CALL: f = thscdf(Hd,Scf,Hm0,Tp,tail)

f   = CDF evaluated at (Scf,Hd)
Hd  = zero down crossing wave height (vector)
Scf = crest front steepness (vector)
Hm0 = significant wave height [m]
Tp  = Spectral peak period    [s]
tail = 1 if upper tail is calculated
0 if lower tail is calulated (default)

THSCDF approximates the joint CDF of (Scf, Hd), i.e., crest front
steepness (2*pi*Ac/(g*Td*Tcf)) and wave height, for a Gaussian process
with a Torsethaugen spectral density. The empirical parameters of the
model is fitted by least squares to simulated (Scf,Hd) data for 600
classes of Hm0 and Tp.
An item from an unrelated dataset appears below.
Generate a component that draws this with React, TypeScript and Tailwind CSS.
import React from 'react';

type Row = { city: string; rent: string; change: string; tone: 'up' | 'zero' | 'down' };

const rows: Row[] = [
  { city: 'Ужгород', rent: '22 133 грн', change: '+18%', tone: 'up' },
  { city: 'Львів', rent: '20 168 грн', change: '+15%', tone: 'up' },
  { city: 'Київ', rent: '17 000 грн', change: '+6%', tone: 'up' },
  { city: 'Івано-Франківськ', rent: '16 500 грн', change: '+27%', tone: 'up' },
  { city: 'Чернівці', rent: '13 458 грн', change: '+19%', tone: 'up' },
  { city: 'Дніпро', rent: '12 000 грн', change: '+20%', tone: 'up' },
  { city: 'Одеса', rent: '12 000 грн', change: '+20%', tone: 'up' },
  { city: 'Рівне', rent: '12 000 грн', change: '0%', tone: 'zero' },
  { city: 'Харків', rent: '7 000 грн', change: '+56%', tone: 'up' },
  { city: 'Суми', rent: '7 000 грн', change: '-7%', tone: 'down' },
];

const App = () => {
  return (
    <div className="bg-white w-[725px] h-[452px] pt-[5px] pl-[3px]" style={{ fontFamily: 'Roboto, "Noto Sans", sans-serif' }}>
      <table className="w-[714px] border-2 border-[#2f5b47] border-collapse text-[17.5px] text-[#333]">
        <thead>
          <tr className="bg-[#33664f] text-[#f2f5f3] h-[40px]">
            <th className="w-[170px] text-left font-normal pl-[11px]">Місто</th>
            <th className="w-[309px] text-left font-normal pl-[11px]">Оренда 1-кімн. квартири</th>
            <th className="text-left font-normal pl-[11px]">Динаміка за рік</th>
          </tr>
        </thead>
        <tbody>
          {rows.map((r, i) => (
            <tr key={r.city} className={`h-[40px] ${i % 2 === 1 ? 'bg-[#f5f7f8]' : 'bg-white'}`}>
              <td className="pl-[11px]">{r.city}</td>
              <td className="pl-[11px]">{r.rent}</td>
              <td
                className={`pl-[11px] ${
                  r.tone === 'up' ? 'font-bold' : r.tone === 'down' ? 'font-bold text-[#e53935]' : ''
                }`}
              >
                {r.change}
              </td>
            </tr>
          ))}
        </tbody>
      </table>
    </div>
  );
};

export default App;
Between 40000 and 200000 zero-downcrossing waves
were simulated for each class of Hm0 and Tp.
THSCDF is restricted to the following range for Hm0 and Tp:
0.5 < Hm0 [m] < 12,  3.5 < Tp [s] < 20,  and  Hm0 < (Tp-2)*12/11.

Example:
Hm0 = 6;Tp = 8;
sc = 0.25;
hc = 3;
lowerTail = 0;
upperTail = ~lowerTail
thscdf(hc,sc,Hm0,Tp)           % Prob(Hd<Hc,Scf<Ec)
thscdf(hc,sc,Hm0,Tp,upperTail) % Prob(Hd>Hc,Scf>Ec)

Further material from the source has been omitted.